- Directed by: Jorge Zima
- Starring: Soledad Alloni; Diego Freigedo; Gabriel Fernández;
- Release date: 2002;
- Countries: Argentina Venezuela
- Language: Spanish

= Noche en la terraza =

Noche en la terraza is an Argentine-Venezuelan co-production color film directed by Jorge Zima from his own screenplay.
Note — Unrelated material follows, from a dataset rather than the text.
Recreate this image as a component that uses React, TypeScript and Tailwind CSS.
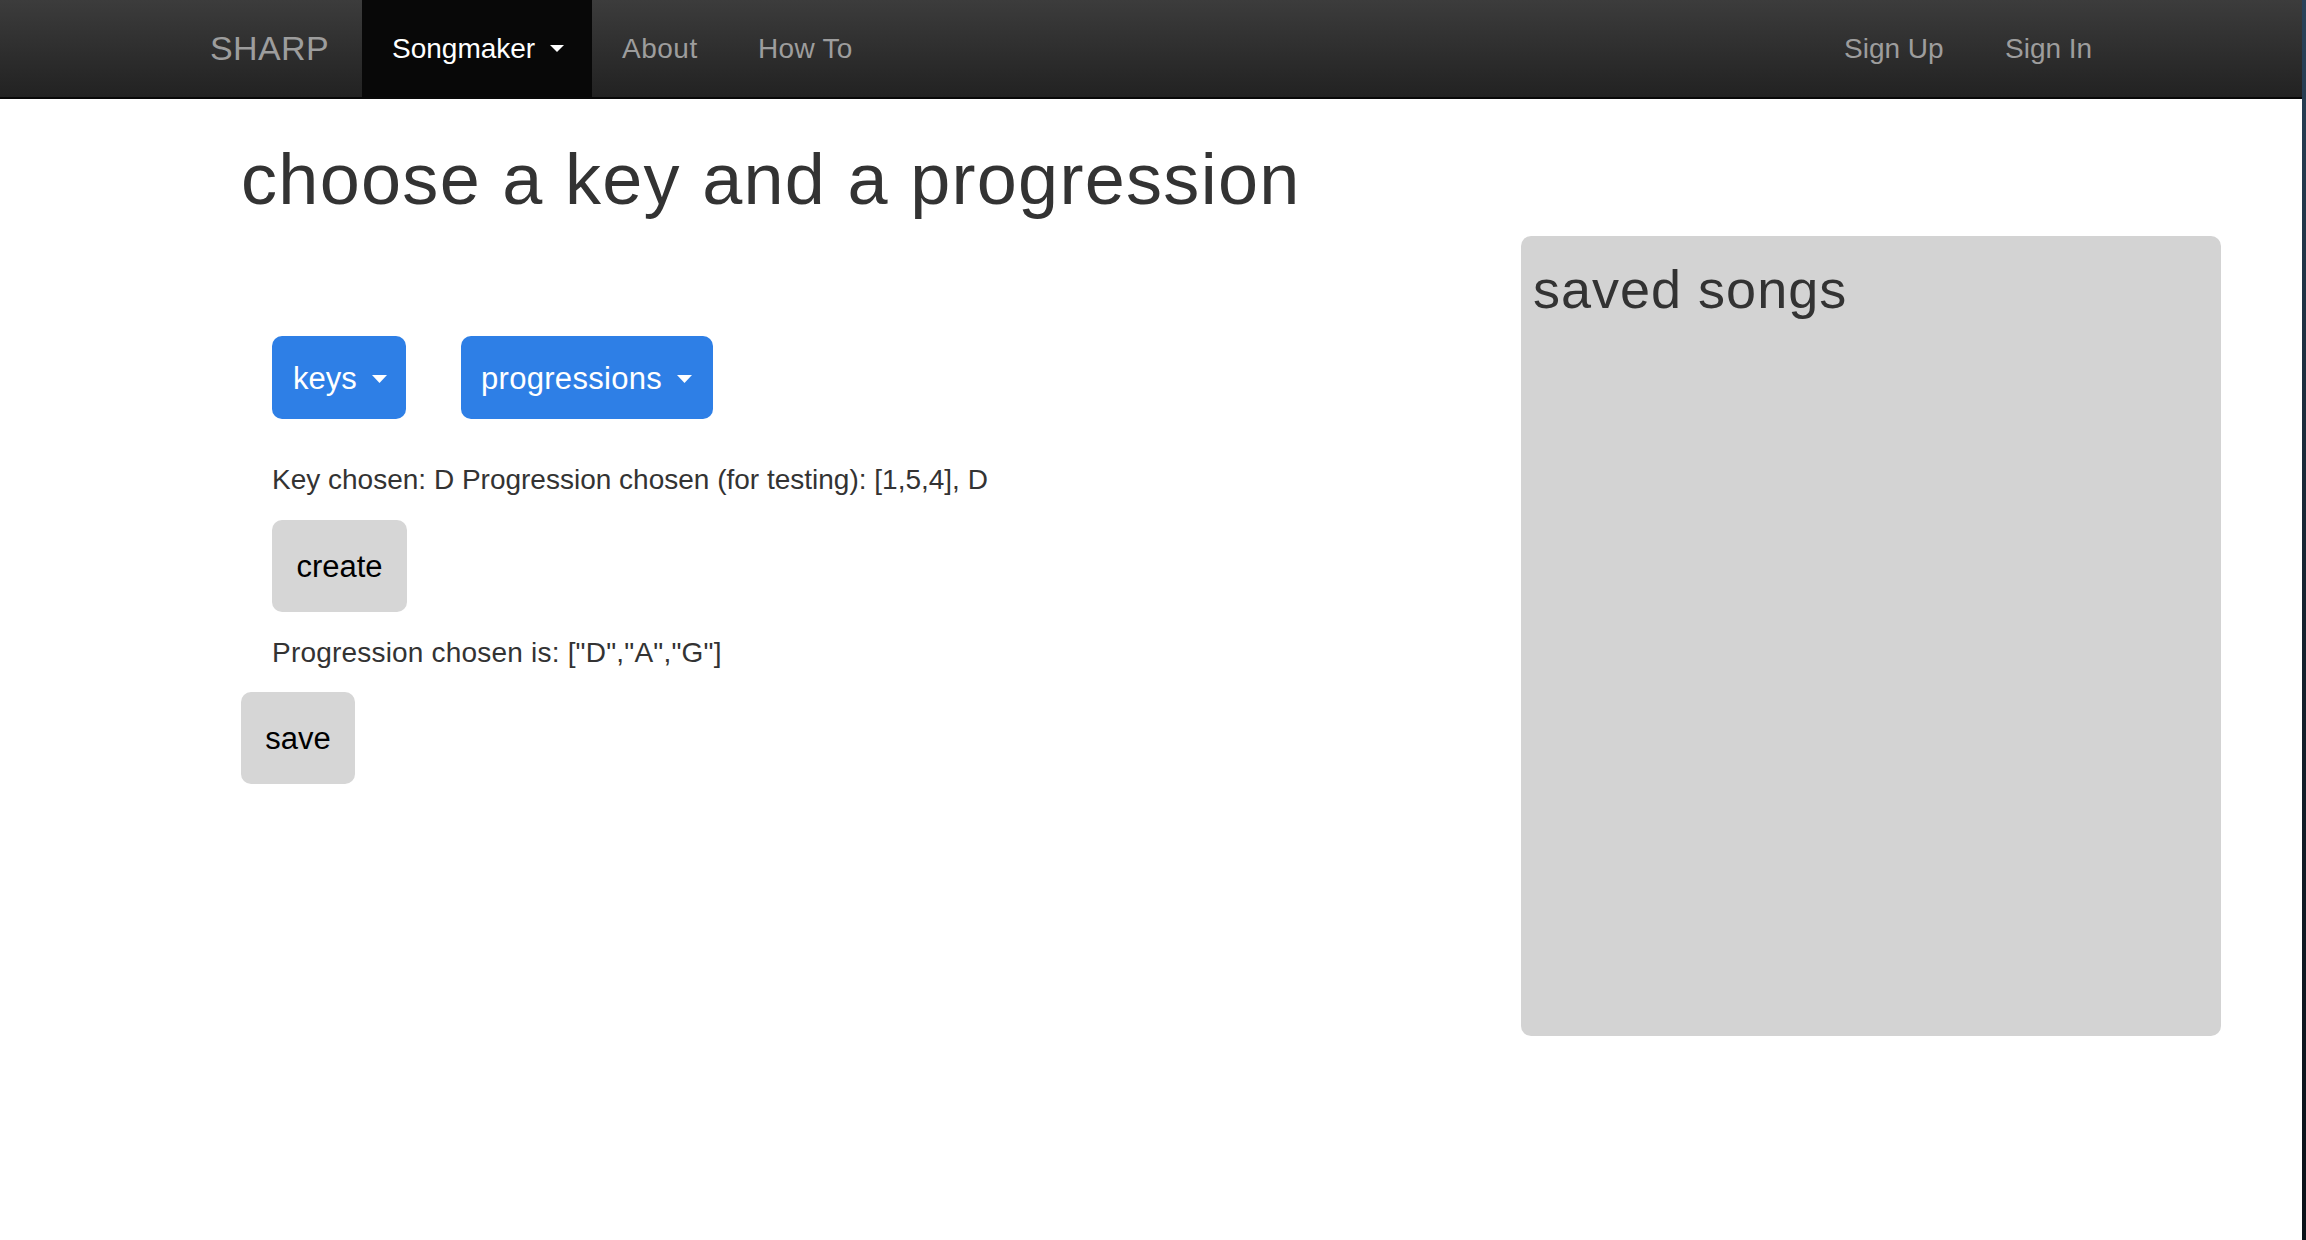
import React from "react";

function Caret({ w, h, color }: { w: number; h: number; color: string }) {
  return (
    <svg width={w} height={h} viewBox={`0 0 ${w} ${h}`} className="block shrink-0">
      <polygon points={`0,0 ${w},0 ${w / 2},${h}`} fill={color} />
    </svg>
  );
}

export default function App() {
  const font = { fontFamily: '"Liberation Sans", Arial, Helvetica, sans-serif' };
  return (
    <div className="flex w-[2306px] h-[1240px] bg-white overflow-hidden" style={font}>
      <div className="w-[2302px] flex flex-col">
        {/* Navbar */}
        <nav className="h-[99px] border-b-2 border-[#080808] bg-gradient-to-b from-[#3c3c3c] to-[#222222] flex items-stretch pl-[180px]">
          <div className="w-[182px] pl-[30px] flex items-center text-[34px] tracking-[0.4px] text-[#9d9d9d]">SHARP</div>
          <div className="w-[230px] pl-[30px] flex items-center gap-[15px] bg-[#080808] text-white text-[28px]">
            <span>Songmaker</span>
            <Caret w={14} h={7} color="#ffffff" />
          </div>
          <div className="w-[136px] pl-[30px] flex items-center text-[28px] tracking-[0.5px] text-[#9d9d9d]">About</div>
          <div className="w-[153px] pl-[30px] flex items-center text-[28px] tracking-[0.3px] text-[#9d9d9d]">How To</div>
          <div className="ml-auto flex items-stretch mr-[182px]">
            <div className="w-[161px] pl-[30px] flex items-center text-[28px] text-[#9d9d9d]">Sign Up</div>
            <div className="w-[145px] pl-[30px] flex items-center text-[28px] text-[#9d9d9d]">Sign In</div>
          </div>
        </nav>

        {/* Body */}
        <div className="pl-[241px] flex flex-col">
          <h1 className="mt-[40px] text-[72px] leading-[80px] tracking-[1.3px] text-[#333333]">
            choose a key and a progression
          </h1>
          <div className="flex items-start">
            <div className="flex-1 flex flex-col items-start">
              <div className="mt-[117px] ml-[31px] flex gap-[55px]">
                <button className="w-[134px] h-[83px] pl-[21px] pt-[3px] rounded-[10px] bg-[#2e7fe6] text-white text-[31px] flex items-center gap-[15px]">
                  <span>keys</span>
                  <Caret w={15} h={8} color="#ffffff" />
                </button>
                <button className="w-[252px] h-[83px] pl-[20px] pt-[3px] rounded-[10px] bg-[#2e7fe6] text-white text-[31px] tracking-[0.3px] flex items-center gap-[15px]">
                  <span>progressions</span>
                  <Caret w={15} h={8} color="#ffffff" />
                </button>
              </div>
              <p className="mt-[41px] ml-[31px] text-[28px] leading-[40px] text-[#333333]">
                Key chosen: D Progression chosen (for testing): [1,5,4], D
              </p>
              <button className="mt-[20px] ml-[31px] w-[135px] h-[92px] pt-[3px] rounded-[10px] bg-[#d6d6d6] text-black text-[31px] flex items-center justify-center">
                create
              </button>
              <p className="mt-[21px] ml-[31px] text-[28px] leading-[40px] tracking-[0.2px] text-[#333333]">
                Progression chosen is: ["D","A","G"]
              </p>
              <button className="mt-[19px] w-[114px] h-[92px] pt-[3px] rounded-[10px] bg-[#d6d6d6] text-black text-[31px] flex items-center justify-center">
                save
              </button>
            </div>
            <div className="mt-[17px] mr-[81px] w-[700px] h-[800px] rounded-[10px] bg-[#d3d3d3] pl-[12px] pt-[23px]">
              <h2 className="text-[54px] leading-[60px] tracking-[1px] text-[#333333]">saved songs</h2>
            </div>
          </div>
        </div>
      </div>
      <div className="w-[4px] bg-gradient-to-b from-[#2a4259] via-[#16222e] to-[#0b1118]" />
    </div>
  );
}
It was released on 27 Jun 2002 and starred Soledad Alloni, Diego Freigedo and Gabriel Fernández.

== Plot ==
Paula is in a relationship until another man appears in her life and makes her rethink her terms.

== Cast ==
The following actors participated in the film:
- Soledad Alloni...Paula
- Diego Freigedo...Federico
- Gabriel Fernández...Lucas
- Leila María...Marcela
- Sergio Pascual...Diego
- Horacio Minujen...Editor
- Osvaldo Sanders...Neighbor
- Mercedes Fraile...Neighbor
- Romina Gaetani...Advertising girl
- Mariano Musso...Advertising girl
- Héctor Alba...Beto
- Peter Larsen...Terry Jackson voice
- Matilde Ibarguren...Paula's mom voice
- Paula Marull

== Reception ==
The film was selected to be screened in the Made in Spanish section of the 2001 San Sebastian International Film Festival and received the Best Foreign Drama Award at the 2001 New York International Independent Film Festival.